It Takes a Villager

Aside from the bland vegetable version of the patties, the options for vegetarians are pretty well limited to side dishes, including bland, but tasty, red beans and rice; salty yellow rice made with sazon, a popular style of pre-mixed seasoning powder whose ingredients include achiote seed and coriander; Caribbean-style cabbage sautéed with peppers and onions; and the excellent deep-fried plantains, which can also be ordered à la carte for $1.85. Instead of real plantains, they are often made with just regular bananas, which is fine by me: I think caramelized bananas are the bee's knees.

For a sweet treat, I'd definitely choose those plantains over sugary desserts like the big slab of carrot cake ($2) or the dense, eggy bread pudding ($2.49). I like them best dabbed with a little of the house-made hot-pepper sauce, which you can get in a squirt bottle near the cash register. Take your plantains to a table by the front window and contemplate the skyline panorama--unforgettable both for the long view afforded by the I-94 canyon and for the way the cityscape is framed by the Target across the street. In just the right kind of light, downtown looks like a bunch of architectural flowers sprouting from the store's brown concrete fields.

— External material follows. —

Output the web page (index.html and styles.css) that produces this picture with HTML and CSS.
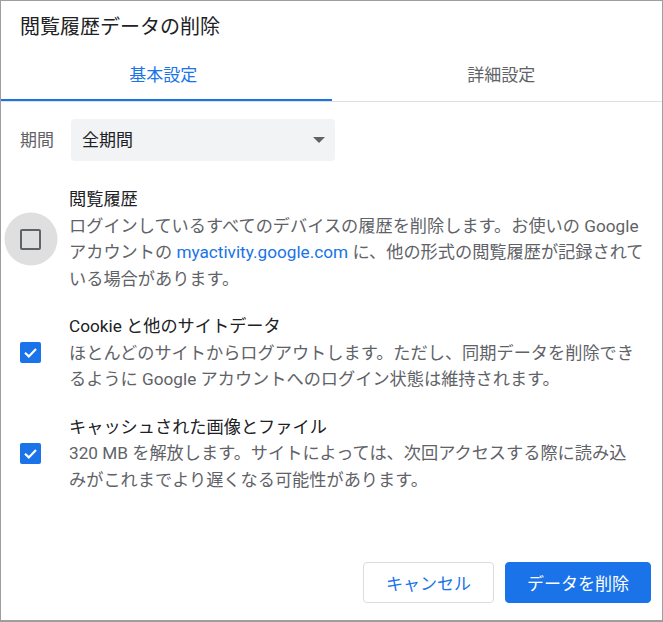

A landscape defined by a highway and Target? Maybe Sharon Richards-Noel was right in more ways than she knew when she told me: "I just want to keep stressing to people: It's safe, it's safe. Don't get scared of north Minneapolis. It's just like any other place."

David Kern



MOVE OVER, PRONTO PUPS: A few years ago I "worked" the opening morning of the State Fair, a young food critic daring to tread where no one else would. Checklist in hand, I ordered a vegetarian taco from a stand. A fresh-faced worker handed me a squishy beige gizmo filled with a few oily coils of onion. I asked where the vegetables were, so she repossessed the taco, pushed her grubby finger in there, and dug around in the onions till she found a scrap of green pepper, which she dutifully pulled out to show me. So my head exploded, and senior staff had to throw four-dollar lemonades on it to extinguish the fires. What was that place called? I can't remember. Tacos-Kiss-My-Butt? Tacos-We-Hate-You? Something like that. Well, the days of Tacos-Bite-Me are gone. Tejas has arrived at the State Fair.

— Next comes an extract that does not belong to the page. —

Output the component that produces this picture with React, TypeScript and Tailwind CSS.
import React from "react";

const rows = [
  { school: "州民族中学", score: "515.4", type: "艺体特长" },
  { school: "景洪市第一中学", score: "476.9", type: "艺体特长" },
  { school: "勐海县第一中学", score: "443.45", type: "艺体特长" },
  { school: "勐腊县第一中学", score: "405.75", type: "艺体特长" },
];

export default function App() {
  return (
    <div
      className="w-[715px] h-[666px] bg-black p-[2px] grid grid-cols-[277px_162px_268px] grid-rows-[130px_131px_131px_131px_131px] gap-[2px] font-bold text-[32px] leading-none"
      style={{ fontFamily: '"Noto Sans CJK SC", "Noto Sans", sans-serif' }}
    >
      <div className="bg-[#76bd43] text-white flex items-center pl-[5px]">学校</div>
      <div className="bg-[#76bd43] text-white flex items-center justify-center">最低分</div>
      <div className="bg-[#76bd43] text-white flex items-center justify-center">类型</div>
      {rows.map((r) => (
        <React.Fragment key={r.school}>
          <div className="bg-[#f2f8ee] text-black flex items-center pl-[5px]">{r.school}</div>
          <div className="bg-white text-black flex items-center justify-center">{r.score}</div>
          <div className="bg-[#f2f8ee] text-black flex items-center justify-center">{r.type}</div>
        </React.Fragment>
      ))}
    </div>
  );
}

Yes, Tejas. The pioneer of sophisticated Southwestern cuisine will boldly enter the land of the mini-donut, serving grilled-chicken wild-rice burritos with mango habañero sauce, no less. Mango habañero sauce! And vegetarian breakfast burritos with roasted red peppers. And steak fajitas, grilled on a real hickory-wood-fire grill! Look for all these wonders--plus churros--on the north side of the old Beer Garden (now cleverly renamed the Garden) on the southeast corner of Dan Patch and Underwood avenues (across from the Information building). I talked to Tejas founder Mark Haugen as he put together his bit of corndogus eternus; he said Tejas has been trying to get into the fair for the last five years, but the spot they finally landed was worth the wait, given that it features one of the Great Get-Together's few beer licenses. Tejas will be pouring Summit Pale Ale, Grain Belt Premium, and Leinenkugel's Honey Weiss, among others.

Other 3.2s that is. All the alcohol at the State Fair is 3.2, meaning that it has between half and two-thirds as much alcohol as the ordinary versions of the brews. Why is it that Tejas always seems to be wrestling with some weird alcohol restriction? The Edina restaurant just threw off its no-tequila shackles a few months ago and is now serving tasty, fresh-juice-laden tequila margaritas. Let's hope all the slings and arrows work out in good karma for the joint: Haugen also says that if all goes well we'll get a Tejas back in downtown Minneapolis where one belongs.